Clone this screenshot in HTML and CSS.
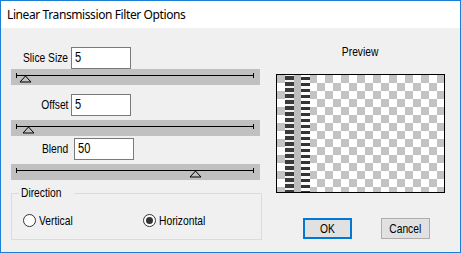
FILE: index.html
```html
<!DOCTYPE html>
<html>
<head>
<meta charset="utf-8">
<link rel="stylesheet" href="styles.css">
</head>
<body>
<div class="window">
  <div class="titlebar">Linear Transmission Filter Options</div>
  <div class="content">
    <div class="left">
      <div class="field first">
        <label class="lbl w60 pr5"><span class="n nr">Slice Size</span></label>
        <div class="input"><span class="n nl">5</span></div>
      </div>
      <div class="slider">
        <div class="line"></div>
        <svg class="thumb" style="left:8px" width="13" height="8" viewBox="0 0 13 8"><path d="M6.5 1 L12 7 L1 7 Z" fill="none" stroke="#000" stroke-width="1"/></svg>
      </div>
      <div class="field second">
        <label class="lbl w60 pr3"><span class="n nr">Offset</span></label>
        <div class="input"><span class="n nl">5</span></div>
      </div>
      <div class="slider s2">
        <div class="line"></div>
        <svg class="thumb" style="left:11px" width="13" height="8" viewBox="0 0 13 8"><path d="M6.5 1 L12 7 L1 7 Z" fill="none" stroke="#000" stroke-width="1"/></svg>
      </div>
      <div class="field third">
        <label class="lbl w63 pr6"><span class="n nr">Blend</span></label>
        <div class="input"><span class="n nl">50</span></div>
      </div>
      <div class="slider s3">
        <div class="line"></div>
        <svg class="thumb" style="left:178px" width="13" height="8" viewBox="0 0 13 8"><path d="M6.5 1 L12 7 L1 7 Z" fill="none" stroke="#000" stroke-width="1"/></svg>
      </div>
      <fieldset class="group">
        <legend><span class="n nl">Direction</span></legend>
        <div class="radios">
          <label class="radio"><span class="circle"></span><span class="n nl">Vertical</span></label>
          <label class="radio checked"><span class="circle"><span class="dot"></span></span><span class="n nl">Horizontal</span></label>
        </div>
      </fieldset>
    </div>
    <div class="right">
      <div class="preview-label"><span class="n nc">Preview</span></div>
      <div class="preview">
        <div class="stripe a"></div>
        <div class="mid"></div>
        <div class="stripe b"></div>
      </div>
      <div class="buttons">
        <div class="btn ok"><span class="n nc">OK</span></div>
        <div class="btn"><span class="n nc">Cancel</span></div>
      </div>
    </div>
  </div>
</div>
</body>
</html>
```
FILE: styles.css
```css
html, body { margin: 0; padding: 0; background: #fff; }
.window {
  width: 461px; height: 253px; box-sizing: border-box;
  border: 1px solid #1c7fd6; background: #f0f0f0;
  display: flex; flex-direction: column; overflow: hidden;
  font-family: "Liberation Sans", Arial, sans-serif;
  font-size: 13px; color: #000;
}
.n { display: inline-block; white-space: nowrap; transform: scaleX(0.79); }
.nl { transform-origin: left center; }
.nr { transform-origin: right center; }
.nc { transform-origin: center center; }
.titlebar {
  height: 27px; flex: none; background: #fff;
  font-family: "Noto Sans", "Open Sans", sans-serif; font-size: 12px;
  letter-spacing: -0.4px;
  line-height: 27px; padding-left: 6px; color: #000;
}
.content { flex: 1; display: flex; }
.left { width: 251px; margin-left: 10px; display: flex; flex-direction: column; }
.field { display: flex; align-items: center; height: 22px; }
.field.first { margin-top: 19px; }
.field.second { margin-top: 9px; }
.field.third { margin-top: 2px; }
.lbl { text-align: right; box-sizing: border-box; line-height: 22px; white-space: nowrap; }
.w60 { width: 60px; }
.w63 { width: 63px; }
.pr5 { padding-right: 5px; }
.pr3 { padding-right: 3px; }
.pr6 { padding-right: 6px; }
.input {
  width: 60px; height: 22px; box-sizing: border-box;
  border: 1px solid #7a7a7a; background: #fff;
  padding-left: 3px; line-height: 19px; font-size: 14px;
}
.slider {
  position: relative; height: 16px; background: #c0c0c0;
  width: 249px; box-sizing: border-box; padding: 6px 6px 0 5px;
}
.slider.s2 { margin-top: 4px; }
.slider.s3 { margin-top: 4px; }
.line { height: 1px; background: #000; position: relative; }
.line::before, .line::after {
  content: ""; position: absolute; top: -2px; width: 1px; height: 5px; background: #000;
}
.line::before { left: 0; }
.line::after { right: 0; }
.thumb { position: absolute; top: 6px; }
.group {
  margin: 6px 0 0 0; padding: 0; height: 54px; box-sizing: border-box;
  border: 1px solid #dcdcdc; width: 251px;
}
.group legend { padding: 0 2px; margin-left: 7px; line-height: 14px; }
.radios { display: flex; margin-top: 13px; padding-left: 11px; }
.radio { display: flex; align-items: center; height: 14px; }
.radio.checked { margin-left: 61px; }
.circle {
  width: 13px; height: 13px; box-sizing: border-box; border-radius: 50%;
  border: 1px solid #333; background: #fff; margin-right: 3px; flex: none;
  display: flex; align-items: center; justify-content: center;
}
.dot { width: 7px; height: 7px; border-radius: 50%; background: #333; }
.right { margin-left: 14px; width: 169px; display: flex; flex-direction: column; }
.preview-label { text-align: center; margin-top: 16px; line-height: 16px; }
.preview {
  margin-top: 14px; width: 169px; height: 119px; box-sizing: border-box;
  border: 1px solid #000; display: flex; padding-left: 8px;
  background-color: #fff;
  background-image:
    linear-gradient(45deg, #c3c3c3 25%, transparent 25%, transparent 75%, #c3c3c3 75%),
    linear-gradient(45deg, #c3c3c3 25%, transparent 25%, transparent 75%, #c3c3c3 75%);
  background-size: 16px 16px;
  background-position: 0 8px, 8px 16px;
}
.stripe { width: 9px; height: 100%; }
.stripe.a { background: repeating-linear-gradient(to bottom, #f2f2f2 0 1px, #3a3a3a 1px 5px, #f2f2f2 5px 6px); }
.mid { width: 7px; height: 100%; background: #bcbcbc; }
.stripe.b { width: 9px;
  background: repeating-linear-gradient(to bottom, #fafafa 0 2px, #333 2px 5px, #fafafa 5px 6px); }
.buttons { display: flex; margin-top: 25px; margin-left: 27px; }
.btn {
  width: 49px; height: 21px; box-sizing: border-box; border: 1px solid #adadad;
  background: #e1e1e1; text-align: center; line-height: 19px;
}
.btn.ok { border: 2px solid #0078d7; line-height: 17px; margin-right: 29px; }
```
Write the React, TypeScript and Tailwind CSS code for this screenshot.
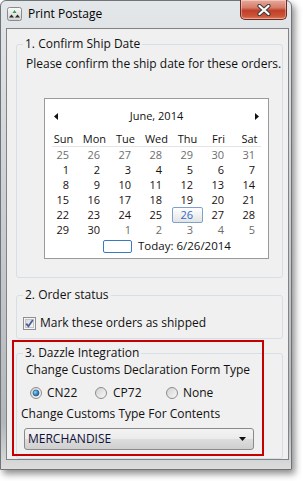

▸ **WHAT NEEDS TO BE DONE**
Return the listing above in full and without alteration, excluding its pictures.

▸ **TASK SOLUTION**
Clone this screenshot in HTML and CSS.
FILE: index.html
```html
<!DOCTYPE html>
<html>
<head>
<meta charset="utf-8">
<link rel="stylesheet" href="styles.css">
</head>
<body>
<div class="window">
  <div class="titlebar">Linear Transmission Filter Options</div>
  <div class="content">
    <div class="left">
      <div class="field first">
        <label class="lbl w60 pr5"><span class="n nr">Slice Size</span></label>
        <div class="input"><span class="n nl">5</span></div>
      </div>
      <div class="slider">
        <div class="line"></div>
        <svg class="thumb" style="left:8px" width="13" height="8" viewBox="0 0 13 8"><path d="M6.5 1 L12 7 L1 7 Z" fill="none" stroke="#000" stroke-width="1"/></svg>
      </div>
      <div class="field second">
        <label class="lbl w60 pr3"><span class="n nr">Offset</span></label>
        <div class="input"><span class="n nl">5</span></div>
      </div>
      <div class="slider s2">
        <div class="line"></div>
        <svg class="thumb" style="left:11px" width="13" height="8" viewBox="0 0 13 8"><path d="M6.5 1 L12 7 L1 7 Z" fill="none" stroke="#000" stroke-width="1"/></svg>
      </div>
      <div class="field third">
        <label class="lbl w63 pr6"><span class="n nr">Blend</span></label>
        <div class="input"><span class="n nl">50</span></div>
      </div>
      <div class="slider s3">
        <div class="line"></div>
        <svg class="thumb" style="left:178px" width="13" height="8" viewBox="0 0 13 8"><path d="M6.5 1 L12 7 L1 7 Z" fill="none" stroke="#000" stroke-width="1"/></svg>
      </div>
      <fieldset class="group">
        <legend><span class="n nl">Direction</span></legend>
        <div class="radios">
          <label class="radio"><span class="circle"></span><span class="n nl">Vertical</span></label>
          <label class="radio checked"><span class="circle"><span class="dot"></span></span><span class="n nl">Horizontal</span></label>
        </div>
      </fieldset>
    </div>
    <div class="right">
      <div class="preview-label"><span class="n nc">Preview</span></div>
      <div class="preview">
        <div class="stripe a"></div>
        <div class="mid"></div>
        <div class="stripe b"></div>
      </div>
      <div class="buttons">
        <div class="btn ok"><span class="n nc">OK</span></div>
        <div class="btn"><span class="n nc">Cancel</span></div>
      </div>
    </div>
  </div>
</div>
</body>
</html>
```
FILE: styles.css
```css
html, body { margin: 0; padding: 0; background: #fff; }
.window {
  width: 461px; height: 253px; box-sizing: border-box;
  border: 1px solid #1c7fd6; background: #f0f0f0;
  display: flex; flex-direction: column; overflow: hidden;
  font-family: "Liberation Sans", Arial, sans-serif;
  font-size: 13px; color: #000;
}
.n { display: inline-block; white-space: nowrap; transform: scaleX(0.79); }
.nl { transform-origin: left center; }
.nr { transform-origin: right center; }
.nc { transform-origin: center center; }
.titlebar {
  height: 27px; flex: none; background: #fff;
  font-family: "Noto Sans", "Open Sans", sans-serif; font-size: 12px;
  letter-spacing: -0.4px;
  line-height: 27px; padding-left: 6px; color: #000;
}
.content { flex: 1; display: flex; }
.left { width: 251px; margin-left: 10px; display: flex; flex-direction: column; }
.field { display: flex; align-items: center; height: 22px; }
.field.first { margin-top: 19px; }
.field.second { margin-top: 9px; }
.field.third { margin-top: 2px; }
.lbl { text-align: right; box-sizing: border-box; line-height: 22px; white-space: nowrap; }
.w60 { width: 60px; }
.w63 { width: 63px; }
.pr5 { padding-right: 5px; }
.pr3 { padding-right: 3px; }
.pr6 { padding-right: 6px; }
.input {
  width: 60px; height: 22px; box-sizing: border-box;
  border: 1px solid #7a7a7a; background: #fff;
  padding-left: 3px; line-height: 19px; font-size: 14px;
}
.slider {
  position: relative; height: 16px; background: #c0c0c0;
  width: 249px; box-sizing: border-box; padding: 6px 6px 0 5px;
}
.slider.s2 { margin-top: 4px; }
.slider.s3 { margin-top: 4px; }
.line { height: 1px; background: #000; position: relative; }
.line::before, .line::after {
  content: ""; position: absolute; top: -2px; width: 1px; height: 5px; background: #000;
}
.line::before { left: 0; }
.line::after { right: 0; }
.thumb { position: absolute; top: 6px; }
.group {
  margin: 6px 0 0 0; padding: 0; height: 54px; box-sizing: border-box;
  border: 1px solid #dcdcdc; width: 251px;
}
.group legend { padding: 0 2px; margin-left: 7px; line-height: 14px; }
.radios { display: flex; margin-top: 13px; padding-left: 11px; }
.radio { display: flex; align-items: center; height: 14px; }
.radio.checked { margin-left: 61px; }
.circle {
  width: 13px; height: 13px; box-sizing: border-box; border-radius: 50%;
  border: 1px solid #333; background: #fff; margin-right: 3px; flex: none;
  display: flex; align-items: center; justify-content: center;
}
.dot { width: 7px; height: 7px; border-radius: 50%; background: #333; }
.right { margin-left: 14px; width: 169px; display: flex; flex-direction: column; }
.preview-label { text-align: center; margin-top: 16px; line-height: 16px; }
.preview {
  margin-top: 14px; width: 169px; height: 119px; box-sizing: border-box;
  border: 1px solid #000; display: flex; padding-left: 8px;
  background-color: #fff;
  background-image:
    linear-gradient(45deg, #c3c3c3 25%, transparent 25%, transparent 75%, #c3c3c3 75%),
    linear-gradient(45deg, #c3c3c3 25%, transparent 25%, transparent 75%, #c3c3c3 75%);
  background-size: 16px 16px;
  background-position: 0 8px, 8px 16px;
}
.stripe { width: 9px; height: 100%; }
.stripe.a { background: repeating-linear-gradient(to bottom, #f2f2f2 0 1px, #3a3a3a 1px 5px, #f2f2f2 5px 6px); }
.mid { width: 7px; height: 100%; background: #bcbcbc; }
.stripe.b { width: 9px;
  background: repeating-linear-gradient(to bottom, #fafafa 0 2px, #333 2px 5px, #fafafa 5px 6px); }
.buttons { display: flex; margin-top: 25px; margin-left: 27px; }
.btn {
  width: 49px; height: 21px; box-sizing: border-box; border: 1px solid #adadad;
  background: #e1e1e1; text-align: center; line-height: 19px;
}
.btn.ok { border: 2px solid #0078d7; line-height: 17px; margin-right: 29px; }
```
Write the React, TypeScript and Tailwind CSS code for this screenshot.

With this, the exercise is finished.